Gardening: Survival of the fittest

It’s that time of year when I look at my vegetable garden and wonder how it all got away from me.

Every summer, I fall into the same cycle: initial anticipation that turns to endless watering and weeding,  giving way to despair and, ultimately, a sense of failure.

I never learn.

It’s not that I don’t know how to properly plant and maintain a garden. It’s that, in the heady month of May, I lose all sense of reality. I imagine that I can keep up with a bigger garden than I can. And, seeing a vast expanse of unplanted soil, I scoff at recommended plant spacings. I mean, how much can these little butternut squash seedlings really spread?

Seriously, I never learn.

It seems doable, at first. For a few weeks, I brag. “My lettuce is up,” I tell strangers, as though I invented germination. And in those early days when the plants are small, it’s easy to keep the weeds at bay. Each crop stays in its own neighborhood, and I can still stroll down the rows.

“I don’t know why I got so frustrated with the garden last year,” I tell myself in June, admiring my carefully labeled stakes, the orderly rows of ankle-high corn and the tidy tomato plants. “This year is looking good.”

That undeserved self-satisfaction often lasts right through late July.

But then it all hits — heat waves, rain (too much or too little), bugs, and, worst of all, rampant growth of everything, everywhere — and suddenly I am overwhelmed and defeated.

This year’s garden had its standard disappointments: The birds ate all my blueberries; something chewed my corn cobs right on the stalks; my green beans repeatedly overpowered the six-foot bamboo teepee I had made for them, flipping it over like drunken fans do to Toyotas after a Super Bowl.

And what the garden lacked this year in striped cucumber beetles, it made up for in tomato hornworms. (I’ll wait here while you shudder uncontrollably.)

If you aren’t familiar with these creatures, think of the main character in “The Very Hungry Caterpillar,” only horror-movie sized. They’re so big that if you ran over one with a car you’d feel a bump.

I can hardly bear to look at them, much less touch their plump, finger-sized green bodies. So, upon finding seven of them enjoying a leisurely all-day buffet on my tomato plants, I put on gloves and brought out a set of barbecue tongs for plucking.

Unfortunately, hornworms’ many pairs of legs stick tightly to the plants, and the sensation of pulling hard and feeling them stretch and stretch until they finally let go made me gag.

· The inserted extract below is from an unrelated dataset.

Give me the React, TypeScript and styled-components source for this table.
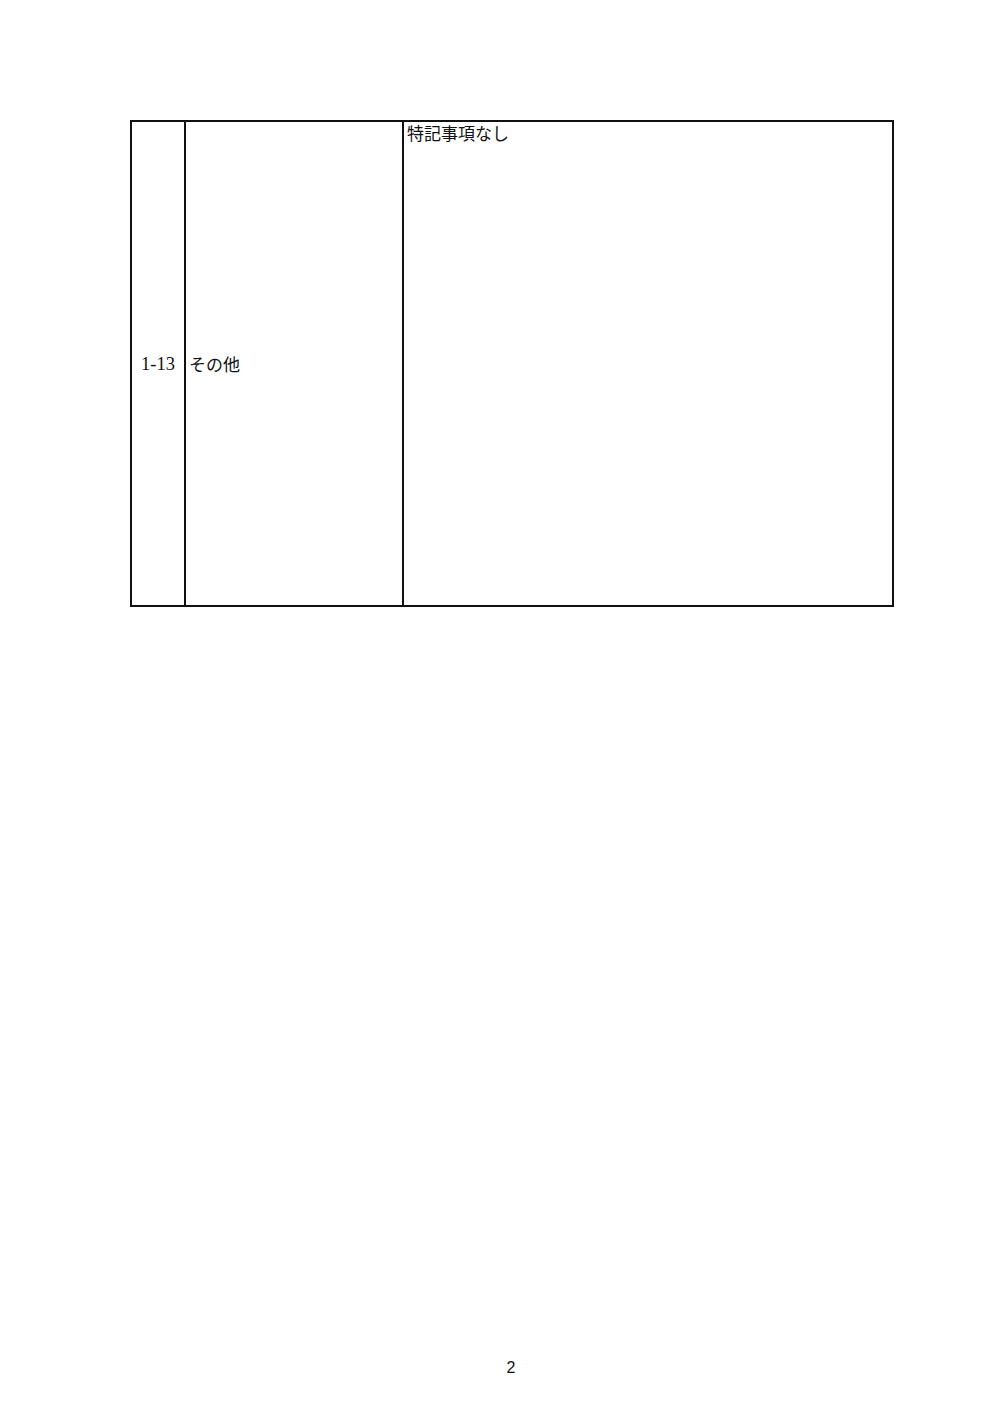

So I took scissors and snipped off the entire plant just below each hornworm.

But because I put in enough tomato plants to supply a Chef Boyardee plant, I still got a decent crop. And other parts of the garden did fine, too. Despite numerous topples, the green beans are producing heavily. I’ve also got plenty of basil, potatoes and pumpkins. And if you need kale, I’ll be harvesting about a bushel a week for the next two months.

Now we’ve reached the part of the summer where the things that did grow, grew too well, including the weeds. The pumpkins and the cantaloupes — which looked so cute in 2-inch pots this spring but are now choking out the rest of the garden and some of the lawn — have cut off all inbound travel routes. I’m going to need to rent a crane and have Mark lower me into the Roma tomato patch.

Overall, my garden is a disaster — not because it hasn’t grown, but because it’s grown too much. And no matter how much I actually end up harvesting, an exponentially larger amount will have gone eaten by pests, ruined by weather or left on the vine — either because I’m too lazy to pick any more or because I can’t penetrate the wall of foliage to get to it.

This past weekend, frowning at the sprawling, undefined tangle of plants and weeds, I made a decision.

“Next year,” I told myself, “I’m scaling way back. Three tomato plants, some basil, and  just one kale plant. That’s it.”

It was a bold statement. In fact, it was the same bold statement I’ve made every September for the past 12 years.

I’m a terrible gardener. But damn, I’m consistent.